Preferred/Favorite Social Media Sites: Upon reflection, I essentially threw these questions out as useless. Facebook and Twitter were the big winners, which seems plausible, but people were coming to the survey from those sites, so that's going to skew the result. I did note that reading and writing blogs performed very favorably---better than Twitter, actually---and Pinterest was the most beloved site among what I'd call second-tier sites such as Goodreads, Google+ or Instagram. (I know that Instagram and Tumblr are big among millenials. That's another caveat to my survey, which was advertised through my friends and friends-of-friends: I'm sure it skewed older.)
Engagement with Social Media: These questions had to do with how people use social media and other sites.
Reading v. posting: A clear majority of people felt they read and posted in a more or less balanced way. The second most popular response, with 42%, was "I mainly read and only occasionally post or comment." So the vast majority of us are actively engaging, as opposed to lurking, or posting without reading others' posts (1% each). This is a question where we saw interesting variation among the different Enneagram types. That'll be in my next post.
Content: As for what people post, a majority selected "I carefully consider what I post, thinking about how I portray myself on social media" (53%).

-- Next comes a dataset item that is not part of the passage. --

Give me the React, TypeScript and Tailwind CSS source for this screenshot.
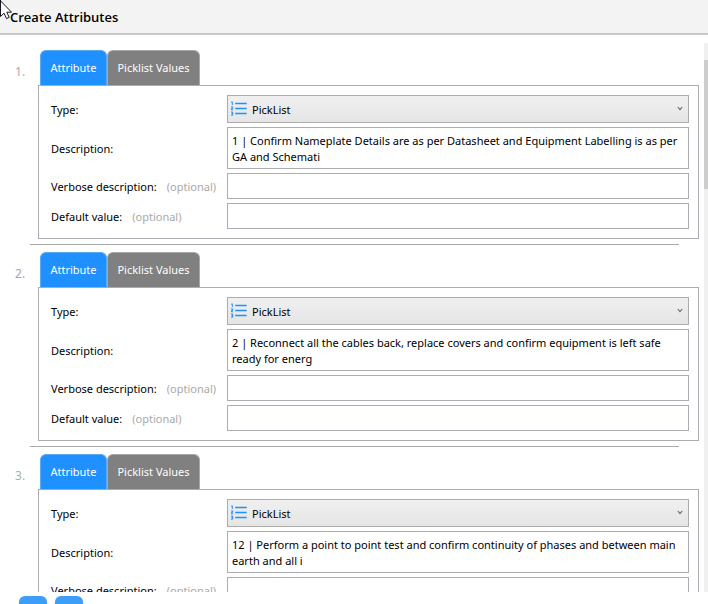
import { useState } from "react"

const attributes = [
  {
    id: 1,
    description:
      "1 | Confirm Nameplate Details are as per Datasheet and Equipment Labelling is as per\nGA and Schemati",
    numberClass: "text-[#b0a8a8]",
  },
  {
    id: 2,
    description:
      "2 | Reconnect all the cables back, replace covers and confirm equipment is left safe\nready for energ",
    numberClass: "text-[#a5a5b8]",
  },
  {
    id: 3,
    description:
      "12 | Perform a point to point test and confirm continuity of phases and between main\nearth and all i",
    numberClass: "text-[#9fb5a5]",
  },
]

function PickListIcon() {
  return (
    <svg
      className="pointer-events-none absolute top-1.5 left-1 h-4 w-4"
      viewBox="0 0 16 16"
      fill="none"
      stroke="#1e90ff"
      aria-hidden="true"
    >
      <path d="M4.2 2.5h11.5M4.2 7.5h11.5M4.2 12.5h11.5" strokeWidth="1.7" />
      <path d="M0.2 1.2L1.3 0.8V4M0 5.9h1.7v1.5H0.5v1.4h1.6M0 11h1.7v3.2H0M0.4 12.6h1.3" strokeWidth="1" />
    </svg>
  )
}

function Chevron() {
  return (
    <svg
      className="pointer-events-none absolute top-[11px] right-1.5 h-1.5 w-1.5"
      viewBox="0 0 6 6"
      fill="none"
      stroke="#666666"
      strokeWidth="1.1"
      aria-hidden="true"
    >
      <path d="M0.8 1L3 3.6L5.2 1" />
    </svg>
  )
}

function Cursor() {
  return (
    <svg className="pointer-events-none absolute top-0 left-0 h-5 w-3" viewBox="0 0 12 20" aria-hidden="true">
      <path
        d="M0.5 0V16.5L4 13.2L6.6 18.6L9.2 17.4L6.8 12.2H11.5L0.5 0.8"
        fill="#ffffff"
        stroke="#15151f"
        strokeWidth="1"
      />
    </svg>
  )
}

function Optional() {
  return <span className="ml-2.5 text-[#a9a9a9]">(optional)</span>
}

function AttributeItem({ item }: { item: (typeof attributes)[number] }) {
  const [tab, setTab] = useState("attribute")
  const fieldId = (name: string) => `${name}-${item.id}`

  return (
    <li className="flex">
      <span className={`w-[38px] shrink-0 pt-3.5 pl-[15px] text-[12px] ${item.numberClass}`}>{item.id}.</span>
      <div className="min-w-0 flex-1">
        {/* Tabs */}
        <div className="flex h-[35px] pl-0.5" role="tablist">
          <button
            role="tab"
            aria-selected={tab === "attribute"}
            onClick={() => setTab("attribute")}
            className="w-[67px] rounded-t-md border border-b-0 border-[#5aa9f5] bg-[#1e90ff] text-white"
          >
            Attribute
          </button>
          <button
            role="tab"
            aria-selected={tab === "values"}
            onClick={() => setTab("values")}
            className="w-[93px] rounded-t-md border border-b-0 border-[#a8a8a8] bg-[#808080] whitespace-nowrap text-white"
          >
            Picklist Values
          </button>
        </div>

        {/* Fields */}
        <div className="mr-1.5 grid grid-cols-[176px_1fr] items-center gap-y-1 border border-[#abadb3] py-[9px] pr-[9px] pl-3">
          <label htmlFor={fieldId("type")} className="pt-0.5">
            Type:
          </label>
          <div className="relative h-7">
            <select
              id={fieldId("type")}
              className="h-7 w-full appearance-none border border-[#acacac] bg-linear-to-b from-[#f0f0f0] to-[#e5e5e5] pt-0.5 pl-6 outline-none"
            >
              <option>PickList</option>
            </select>
            <PickListIcon />
            <Chevron />
          </div>

          <label htmlFor={fieldId("description")} className="pt-0.5">
            Description:
          </label>
          <textarea
            id={fieldId("description")}
            defaultValue={item.description}
            className="block h-[42px] w-full resize-none overflow-hidden border border-[#abadb3] bg-white pt-[5px] pl-1 leading-4 whitespace-pre outline-none"
          />

          <label htmlFor={fieldId("verbose")} className="pt-0.5 whitespace-nowrap">
            Verbose description:
            <Optional />
          </label>
          <input
            id={fieldId("verbose")}
            type="text"
            className="h-[26px] w-full border border-[#abadb3] bg-white px-1 outline-none"
          />

          <label htmlFor={fieldId("default")} className="pt-0.5 whitespace-nowrap">
            Default value:
            <Optional />
          </label>
          <input
            id={fieldId("default")}
            type="text"
            className="h-[26px] w-full border border-[#abadb3] bg-white px-1 outline-none"
          />
        </div>
        <hr className="mt-[5px] mr-[26px] mb-[7px] -ml-2 border-[#a9a9a9]" />
      </div>
    </li>
  )
}

export default function App() {
  return (
    <div className="relative flex h-screen flex-col overflow-hidden bg-white font-['Noto_Sans',sans-serif] text-[11px] leading-4 text-black">
      <header className="h-[35px] shrink-0 border-b-2 border-[#c8c8c8] bg-[#f3f3f3] pt-2 pl-2.5">
        <h1 className="font-['Open_Sans',sans-serif] text-[13px] leading-[18px] font-semibold">Create Attributes</h1>
      </header>

      <main className="flex min-h-0 flex-1">
        <ol className="min-w-0 flex-1 overflow-hidden pt-[15px]">
          {attributes.map((item) => (
            <AttributeItem key={item.id} item={item} />
          ))}
        </ol>
        {/* Scrollbar */}
        <div className="-ml-px mt-2 w-1 shrink-0 bg-[#f0f0f0] pt-[17px]">
          <div className="h-[129px] bg-[#cdcdcd]" />
        </div>
      </main>

      <footer className="flex h-3 shrink-0 gap-2 overflow-hidden bg-white pt-1 pl-[19px]">
        <button aria-label="Add attribute" className="h-7 w-7 shrink-0 rounded-md bg-[#3d9dfb] shadow" />
        <button aria-label="Remove attribute" className="h-7 w-7 shrink-0 rounded-md bg-[#3d9dfb] shadow" />
      </footer>

      <Cursor />
    </div>
  )
}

Only a third of respondents chose "I post what I'm thinking or feeling. I value authenticity and want my online and 'real-life' personas to be congruent." This was followed closely by "I mainly post informational stuff, such as links to news articles or political content, and not as much stuff about me personally." Only 14% of respondents reported using lists or filters to control who sees what. This is another question that had some interesting variations depending on Enneagram type.
Comments: More than half of respondents will occasionally read comments on news articles or other sites, depending on the site. But a third responded, "When/If I read the comments, I'm always sorry afterwards and feel like I need a shower." (I feel ya!)
In the comment portion of this question, people clarified their answers. For example, some folks will always read comments if it's an online community they feel a part of (e.g. RevGalBlogPals), as opposed to say, USA Today. Other comments were almost confessional in nature. One respondent said, "I often read articles, like about Michael Sam's coming out, and think 'I definitely don't want to know what the commenters are saying about this'...and then I look, because I can't stop the rubbernecking...and then I am immediately sorry." Again: I feel ya.
What We Would Change: The final question asked what we would like to change about our online/social media habits. This is really the heart of what I'm interested in, and were I to do this again, I'd focus more questions on it, but I have emails from numerous kind people who are willing to talk further.
A few people (mostly of a certain type---tune in next time) questioned why all of of the choices were phrased negatively: Social media is a positive in my life! I want more! one person commented. I had to laugh---I guess the choices reveal where I am, or where I was when I wrote the question! I get overwhelmed sometimes.
Anyway, here are the results. People could choose more than one:
51% I'm on these sites more than I should be or would like to be. I find it hard to disengage.
33% I feel like these new technologies have negatively affected my attention span.
24% I would like to do more on social media but lack time, expertise, etc.
13% Other people's postings can leave me feeling down or dissatisfied with my own life. [I find it interesting that it's so law. It's become conventional wisdom that other people's bragbooking and 'perfectly curated' personas lead to feelings of dissatisfaction. Thirteen percent isn't nothing, but this result suggests the problem isn't at all widespread.
11% I feel overwhelmed having to keep up with so many people's lives.
9% I feel burdened by the desire to present a "persona" online that doesn't always match me.
9% I get embroiled in conflict/comment wars online that I find it hard to extricate from (including emotionally).
What do you see in these results? What do you wonder about further?